# [Brief]
Review the lines that follow and copy each one that contains the word "this".

Interface markup and scripts:
▬▬▬▬▬▬▬▬▬▬
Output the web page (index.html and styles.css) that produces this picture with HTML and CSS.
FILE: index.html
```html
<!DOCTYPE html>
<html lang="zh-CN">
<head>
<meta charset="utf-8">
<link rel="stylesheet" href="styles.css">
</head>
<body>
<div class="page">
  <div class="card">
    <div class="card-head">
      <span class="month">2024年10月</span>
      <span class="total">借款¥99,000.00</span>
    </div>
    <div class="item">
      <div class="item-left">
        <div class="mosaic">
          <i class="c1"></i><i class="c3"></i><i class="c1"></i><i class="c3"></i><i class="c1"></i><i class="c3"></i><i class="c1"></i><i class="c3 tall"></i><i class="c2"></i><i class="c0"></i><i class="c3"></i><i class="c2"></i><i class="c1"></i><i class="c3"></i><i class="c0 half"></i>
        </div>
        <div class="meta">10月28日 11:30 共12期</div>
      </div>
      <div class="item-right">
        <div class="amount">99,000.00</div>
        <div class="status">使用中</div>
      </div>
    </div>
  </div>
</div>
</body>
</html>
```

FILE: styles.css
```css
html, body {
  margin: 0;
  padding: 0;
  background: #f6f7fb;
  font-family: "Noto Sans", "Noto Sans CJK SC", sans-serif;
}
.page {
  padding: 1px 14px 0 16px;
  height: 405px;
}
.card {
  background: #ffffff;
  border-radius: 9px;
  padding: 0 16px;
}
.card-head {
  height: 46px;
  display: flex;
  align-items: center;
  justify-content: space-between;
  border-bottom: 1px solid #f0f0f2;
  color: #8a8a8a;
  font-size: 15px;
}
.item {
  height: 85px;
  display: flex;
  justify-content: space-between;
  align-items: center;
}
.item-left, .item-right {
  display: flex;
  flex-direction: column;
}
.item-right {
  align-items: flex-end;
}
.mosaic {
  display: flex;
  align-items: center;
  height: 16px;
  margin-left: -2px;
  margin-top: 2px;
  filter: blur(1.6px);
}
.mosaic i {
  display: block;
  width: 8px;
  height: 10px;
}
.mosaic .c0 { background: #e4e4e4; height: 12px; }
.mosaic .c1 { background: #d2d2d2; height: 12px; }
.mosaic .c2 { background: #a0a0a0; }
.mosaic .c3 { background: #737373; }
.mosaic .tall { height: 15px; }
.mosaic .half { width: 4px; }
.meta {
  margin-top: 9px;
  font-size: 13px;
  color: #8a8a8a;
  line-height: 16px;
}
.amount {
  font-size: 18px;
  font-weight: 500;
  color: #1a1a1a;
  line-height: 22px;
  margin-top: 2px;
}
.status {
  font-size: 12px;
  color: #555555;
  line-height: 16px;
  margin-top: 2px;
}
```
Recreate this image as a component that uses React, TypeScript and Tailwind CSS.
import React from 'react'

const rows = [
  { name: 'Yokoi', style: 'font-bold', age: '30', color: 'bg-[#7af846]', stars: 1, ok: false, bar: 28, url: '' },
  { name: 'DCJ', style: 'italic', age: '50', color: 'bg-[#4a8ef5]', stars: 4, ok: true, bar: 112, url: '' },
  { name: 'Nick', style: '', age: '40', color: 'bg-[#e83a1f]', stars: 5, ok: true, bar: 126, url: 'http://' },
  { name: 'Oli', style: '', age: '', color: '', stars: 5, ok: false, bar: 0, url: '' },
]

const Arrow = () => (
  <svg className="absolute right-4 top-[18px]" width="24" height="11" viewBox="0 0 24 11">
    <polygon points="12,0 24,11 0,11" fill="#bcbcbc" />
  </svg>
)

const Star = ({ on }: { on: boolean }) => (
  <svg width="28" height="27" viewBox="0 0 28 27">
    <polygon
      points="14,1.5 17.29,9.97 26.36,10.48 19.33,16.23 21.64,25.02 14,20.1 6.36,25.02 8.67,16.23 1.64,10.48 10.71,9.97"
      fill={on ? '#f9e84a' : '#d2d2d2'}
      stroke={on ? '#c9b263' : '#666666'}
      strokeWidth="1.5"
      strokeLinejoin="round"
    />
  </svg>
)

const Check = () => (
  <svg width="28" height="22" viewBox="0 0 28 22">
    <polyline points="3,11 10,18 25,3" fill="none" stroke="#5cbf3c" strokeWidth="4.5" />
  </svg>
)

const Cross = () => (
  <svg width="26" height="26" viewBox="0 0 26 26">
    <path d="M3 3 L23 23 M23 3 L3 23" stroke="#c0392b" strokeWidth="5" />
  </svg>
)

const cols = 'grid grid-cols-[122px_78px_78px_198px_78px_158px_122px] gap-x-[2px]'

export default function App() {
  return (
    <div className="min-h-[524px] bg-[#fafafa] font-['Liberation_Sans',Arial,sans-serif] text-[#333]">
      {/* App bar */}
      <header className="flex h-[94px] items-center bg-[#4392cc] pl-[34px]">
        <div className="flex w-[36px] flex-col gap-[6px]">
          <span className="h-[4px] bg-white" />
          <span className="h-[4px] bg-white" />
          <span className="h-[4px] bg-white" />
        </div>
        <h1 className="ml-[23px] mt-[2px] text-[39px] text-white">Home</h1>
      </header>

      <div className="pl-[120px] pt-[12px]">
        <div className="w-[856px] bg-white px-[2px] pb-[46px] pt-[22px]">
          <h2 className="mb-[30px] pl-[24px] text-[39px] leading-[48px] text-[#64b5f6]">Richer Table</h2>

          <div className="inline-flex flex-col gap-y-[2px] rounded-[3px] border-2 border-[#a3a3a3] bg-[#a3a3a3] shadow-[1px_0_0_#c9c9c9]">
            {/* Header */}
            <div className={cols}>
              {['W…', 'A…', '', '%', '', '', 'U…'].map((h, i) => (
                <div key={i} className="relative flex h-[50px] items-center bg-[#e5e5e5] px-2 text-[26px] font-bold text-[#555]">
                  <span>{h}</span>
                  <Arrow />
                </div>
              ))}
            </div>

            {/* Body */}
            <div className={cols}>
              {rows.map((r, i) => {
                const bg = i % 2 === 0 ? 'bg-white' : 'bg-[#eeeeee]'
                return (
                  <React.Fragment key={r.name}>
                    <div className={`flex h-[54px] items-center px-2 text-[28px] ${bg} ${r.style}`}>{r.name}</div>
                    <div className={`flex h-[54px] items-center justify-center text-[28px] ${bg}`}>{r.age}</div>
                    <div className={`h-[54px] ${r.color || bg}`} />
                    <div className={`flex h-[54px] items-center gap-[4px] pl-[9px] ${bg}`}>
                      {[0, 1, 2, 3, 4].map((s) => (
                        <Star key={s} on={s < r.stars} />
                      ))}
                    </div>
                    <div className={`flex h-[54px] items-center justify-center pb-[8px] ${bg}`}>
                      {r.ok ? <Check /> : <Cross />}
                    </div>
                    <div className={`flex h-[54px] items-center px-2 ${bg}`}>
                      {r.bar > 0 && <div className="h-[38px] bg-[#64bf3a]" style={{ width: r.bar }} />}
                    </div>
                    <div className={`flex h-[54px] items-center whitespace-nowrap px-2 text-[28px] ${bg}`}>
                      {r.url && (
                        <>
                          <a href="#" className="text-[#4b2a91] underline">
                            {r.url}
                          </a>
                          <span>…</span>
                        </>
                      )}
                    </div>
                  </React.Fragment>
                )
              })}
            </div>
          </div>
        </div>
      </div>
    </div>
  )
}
▬▬▬▬▬▬▬▬▬▬
# [Task result]
Output the web page (index.html and styles.css) that produces this picture with HTML and CSS.
Recreate this image as a component that uses React, TypeScript and Tailwind CSS.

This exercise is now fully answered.